WHAT YOU ARE ASKED TO DO: Locate the lines of the listing below that hold "this", then copy each of them.

PROVIDED MATERIAL:
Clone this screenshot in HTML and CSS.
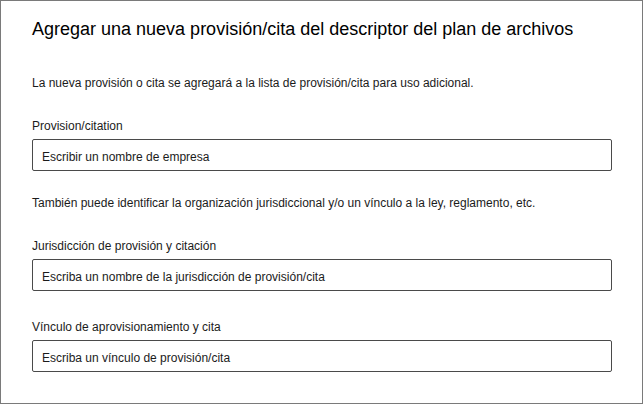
FILE: index.html
```html
<!DOCTYPE html>
<html lang="es">
<head>
<meta charset="utf-8">
<title>Agregar provisión/cita</title>
<link rel="stylesheet" href="styles.css">
</head>
<body>
<div class="dialog">
  <h1 class="title">Agregar una nueva provisión/cita del descriptor del plan de archivos</h1>
  <p class="desc">La nueva provisión o cita se agregará a la lista de provisión/cita para uso adicional.</p>
  <div class="field first">
    <label class="label" for="f1">Provision/citation</label>
    <input class="input" id="f1" type="text" placeholder="Escribir un nombre de empresa">
  </div>
  <p class="desc second">También puede identificar la organización jurisdiccional y/o un vínculo a la ley, reglamento, etc.</p>
  <div class="field juris">
    <label class="label" for="f2">Jurisdicción de provisión y citación</label>
    <input class="input" id="f2" type="text" placeholder="Escriba un nombre de la jurisdicción de provisión/cita">
  </div>
  <div class="field link">
    <label class="label" for="f3">Vínculo de aprovisionamiento y cita</label>
    <input class="input" id="f3" type="text" placeholder="Escriba un vínculo de provisión/cita">
  </div>
</div>
</body>
</html>
```

FILE: styles.css
```css
* { box-sizing: border-box; }
html, body { margin: 0; padding: 0; background: #fff; }
body { font-family: "Liberation Sans", Arial, sans-serif; color: #1b1b1b; }

.dialog {
  width: 643px;
  height: 404px;
  border: 1px solid #7a7a7a;
  padding: 16px 31px 0 31px;
  display: flex;
  flex-direction: column;
}

.title {
  margin: 0;
  font-size: 18px;
  line-height: 24px;
  font-weight: 400;
  color: #000;
}

.desc {
  margin: 34px 0 0 0;
  font-size: 12px;
  line-height: 16px;
}
.desc.second { margin-top: 24px; }

.field { display: flex; flex-direction: column; }
.field.first { margin-top: 27px; }
.field.juris { margin-top: 27px; }
.field.link { margin-top: 28px; }

.label {
  font-size: 12px;
  line-height: 16px;
  margin-bottom: 5px;
}

.input {
  width: 580px;
  height: 32px;
  border: 1px solid #4a4a4a;
  border-radius: 2px;
  padding: 3px 9px 0 9px;
  font-family: "Liberation Sans", Arial, sans-serif;
  font-size: 12px;
  color: #1b1b1b;
  outline: none;
  background: #fff;
}
.input::placeholder { color: #1b1b1b; opacity: 1; }
```
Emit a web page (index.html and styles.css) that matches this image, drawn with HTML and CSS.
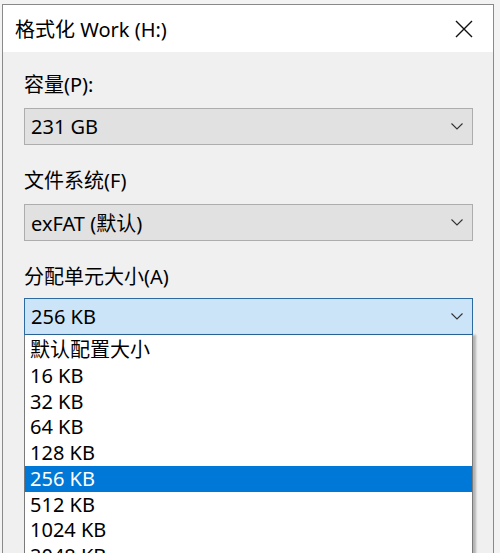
FILE: index.html
```html
<!DOCTYPE html>
<html lang="zh-CN">
<head>
<meta charset="utf-8">
<title>格式化 Work (H:)</title>
<link rel="stylesheet" href="styles.css">
</head>
<body>
<div class="window">
  <div class="titlebar">
    <span class="title">格式化 Work (H:)</span>
    <svg class="close" width="18" height="18" viewBox="0 0 18 18"><path d="M1 1 L17 17 M17 1 L1 17" stroke="#111" stroke-width="1.4" fill="none"/></svg>
  </div>
  <div class="content">
    <div class="group">
      <div class="label">容量(P):</div>
      <div class="combo"><span>231 GB</span><svg class="chev" width="12" height="7" viewBox="0 0 12 7"><path d="M0.5 0.5 L6 6 L11.5 0.5" stroke="#333" stroke-width="1.1" fill="none"/></svg></div>
    </div>
    <div class="group">
      <div class="label">文件系统(F)</div>
      <div class="combo"><span>exFAT (默认)</span><svg class="chev" width="12" height="7" viewBox="0 0 12 7"><path d="M0.5 0.5 L6 6 L11.5 0.5" stroke="#333" stroke-width="1.1" fill="none"/></svg></div>
    </div>
    <div class="group last">
      <div class="label">分配单元大小(A)</div>
      <div class="dropwrap">
        <div class="combo focused"><span>256 KB</span><svg class="chev" width="12" height="7" viewBox="0 0 12 7"><path d="M0.5 0.5 L6 6 L11.5 0.5" stroke="#333" stroke-width="1.1" fill="none"/></svg></div>
        <ul class="list">
          <li>默认配置大小</li>
          <li>16 KB</li>
          <li>32 KB</li>
          <li>64 KB</li>
          <li>128 KB</li>
          <li class="sel">256 KB</li>
          <li>512 KB</li>
          <li>1024 KB</li>
          <li>2048 KB</li>
        </ul>
      </div>
    </div>
  </div>
</div>
</body>
</html>
```
FILE: styles.css
```css
html, body {
  margin: 0;
  padding: 0;
}
body {
  width: 500px;
  height: 553px;
  overflow: hidden;
  background: #f3f3f3;
  font-family: "Noto Sans", "Noto Sans CJK SC", sans-serif;
  color: #000;
}
.window {
  margin: 4px 0 0 2px;
  width: 490px;
  height: 560px;
  border: 1px solid #8a8a8a;
  border-bottom: none;
  background: #f0f0f0;
}
.titlebar {
  height: 47px;
  background: #fff;
  display: flex;
  align-items: center;
  justify-content: space-between;
  padding: 0 20px 0 12px;
}
.title {
  font-size: 20px;
  line-height: 26px;
  margin-top: 2px;
}
.close {
  margin-top: 1px;
  margin-right: 0;
}
.content {
  padding: 20px 20px 0 21px;
}
.group {
  margin-bottom: 23px;
}
.label {
  font-size: 20px;
  line-height: 26px;
  height: 26px;
}
.combo {
  margin-top: 10px;
  height: 37px;
  box-sizing: border-box;
  border: 1px solid #adadad;
  background: #e1e1e1;
  display: flex;
  align-items: center;
  justify-content: space-between;
  padding: 0 9px 0 6px;
  font-size: 20px;
}
.combo.focused {
  background: #cce4f7;
  border-color: #2c6aa0;
}
.group.last .combo {
  margin-top: 8px;
}
.dropwrap {
  position: relative;
}
.list {
  position: absolute;
  left: 0;
  right: 0;
  top: 37px;
  margin: 0;
  padding: 2px 0 0;
  list-style: none;
  background: #fff;
  border: 1px solid #7a7a7a;
  border-top: none;
  box-shadow: 3px 0 2px rgba(0, 0, 0, 0.25);
  height: 240px;
}
.list li {
  height: 25.75px;
  line-height: 25px;
  padding-left: 5px;
  font-size: 20px;
}
.list li.sel {
  background: #0078d7;
  color: #fff;
}
```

COMPLETED EXERCISE:
Clone this screenshot in HTML and CSS.
Emit a web page (index.html and styles.css) that matches this image, drawn with HTML and CSS.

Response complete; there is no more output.